• WORK INSTRUCTIONS: Write the data out again exactly, with no pictures.

• SUPPLIED DATA:
※

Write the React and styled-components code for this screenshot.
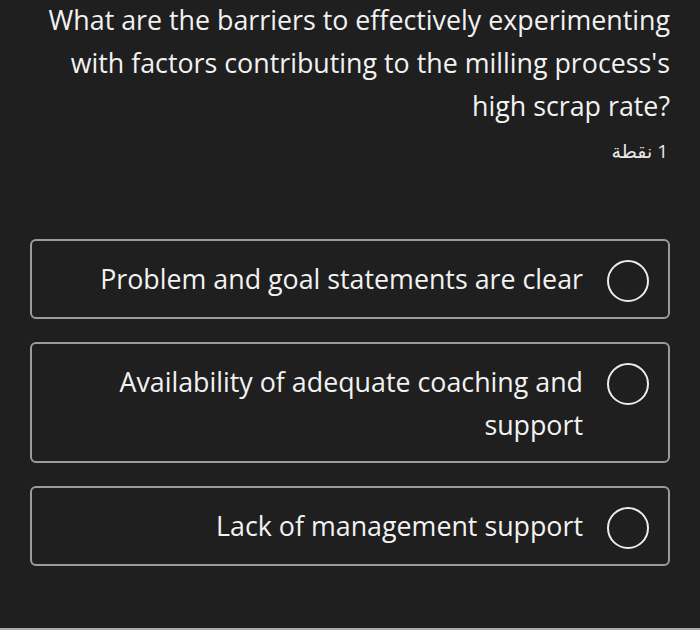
import React from "react";
import styled, { createGlobalStyle } from "styled-components";

const Global = createGlobalStyle`
  html, body { margin: 0; padding: 0; background: #1f1f1f; }
  body { font-family: "Open Sans", "Noto Sans", sans-serif; }
`;

const Page = styled.div`
  width: 700px;
  height: 630px;
  box-sizing: border-box;
  background: #1f1f1f;
  border-bottom: 2px solid #a9a9a9;
  padding: 0 30px 0 30px;
  display: flex;
  flex-direction: column;
  overflow: hidden;
`;

const Question = styled.div`
  color: #f2f2f2;
  font-size: 26.8px;
  line-height: 43px;
  text-align: right;
  margin-top: -2px;
  white-space: nowrap;
`;

const Points = styled.div`
  color: #e8e8e8;
  font-family: "Open Sans", "DejaVu Sans", sans-serif;
  font-size: 19px;
  line-height: 24px;
  text-align: right;
  margin-top: 12px;
  padding-right: 2px;
`;

const Options = styled.div`
  display: flex;
  flex-direction: column;
  gap: 23px;
  margin-top: 76px;
`;

const Option = styled.label`
  display: flex;
  align-items: flex-start;
  justify-content: flex-end;
  gap: 24px;
  border: 2px solid #9b9b9b;
  border-radius: 6px;
  padding: 16px 19px 15px 60px;
`;

const OptionText = styled.span`
  color: #f2f2f2;
  font-size: 26.8px;
  line-height: 43px;
  text-align: right;
  max-width: 500px;
`;

const Radio = styled.span`
  flex: none;
  width: 38px;
  height: 38px;
  border: 2px solid #ececec;
  border-radius: 50%;
  margin-top: 3px;
`;

const options = [
  "Problem and goal statements are clear",
  "Availability of adequate coaching and support",
  "Lack of management support",
];

export default function App() {
  return (
    <>
      <Global />
      <Page>
        <Question>
          What are the barriers to effectively experimenting
          <br />
          with factors contributing to the milling process's
          <br />
          high scrap rate?
        </Question>
        <Points>
          <span dir="rtl">1 نقطة</span>
        </Points>
        <Options>
          {options.map((o) => (
            <Option key={o}>
              <OptionText>{o}</OptionText>
              <Radio />
            </Option>
          ))}
        </Options>
      </Page>
    </>
  );
}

※

• EXERCISE OUTPUT:
Write the React and styled-components code for this screenshot.
import React from "react";
import styled, { createGlobalStyle } from "styled-components";

const Global = createGlobalStyle`
  html, body { margin: 0; padding: 0; background: #1f1f1f; }
  body { font-family: "Open Sans", "Noto Sans", sans-serif; }
`;

const Page = styled.div`
  width: 700px;
  height: 630px;
  box-sizing: border-box;
  background: #1f1f1f;
  border-bottom: 2px solid #a9a9a9;
  padding: 0 30px 0 30px;
  display: flex;
  flex-direction: column;
  overflow: hidden;
`;

const Question = styled.div`
  color: #f2f2f2;
  font-size: 26.8px;
  line-height: 43px;
  text-align: right;
  margin-top: -2px;
  white-space: nowrap;
`;

const Points = styled.div`
  color: #e8e8e8;
  font-family: "Open Sans", "DejaVu Sans", sans-serif;
  font-size: 19px;
  line-height: 24px;
  text-align: right;
  margin-top: 12px;
  padding-right: 2px;
`;

const Options = styled.div`
  display: flex;
  flex-direction: column;
  gap: 23px;
  margin-top: 76px;
`;

const Option = styled.label`
  display: flex;
  align-items: flex-start;
  justify-content: flex-end;
  gap: 24px;
  border: 2px solid #9b9b9b;
  border-radius: 6px;
  padding: 16px 19px 15px 60px;
`;

const OptionText = styled.span`
  color: #f2f2f2;
  font-size: 26.8px;
  line-height: 43px;
  text-align: right;
  max-width: 500px;
`;

const Radio = styled.span`
  flex: none;
  width: 38px;
  height: 38px;
  border: 2px solid #ececec;
  border-radius: 50%;
  margin-top: 3px;
`;

const options = [
  "Problem and goal statements are clear",
  "Availability of adequate coaching and support",
  "Lack of management support",
];

export default function App() {
  return (
    <>
      <Global />
      <Page>
        <Question>
          What are the barriers to effectively experimenting
          <br />
          with factors contributing to the milling process's
          <br />
          high scrap rate?
        </Question>
        <Points>
          <span dir="rtl">1 نقطة</span>
        </Points>
        <Options>
          {options.map((o) => (
            <Option key={o}>
              <OptionText>{o}</OptionText>
              <Radio />
            </Option>
          ))}
        </Options>
      </Page>
    </>
  );
}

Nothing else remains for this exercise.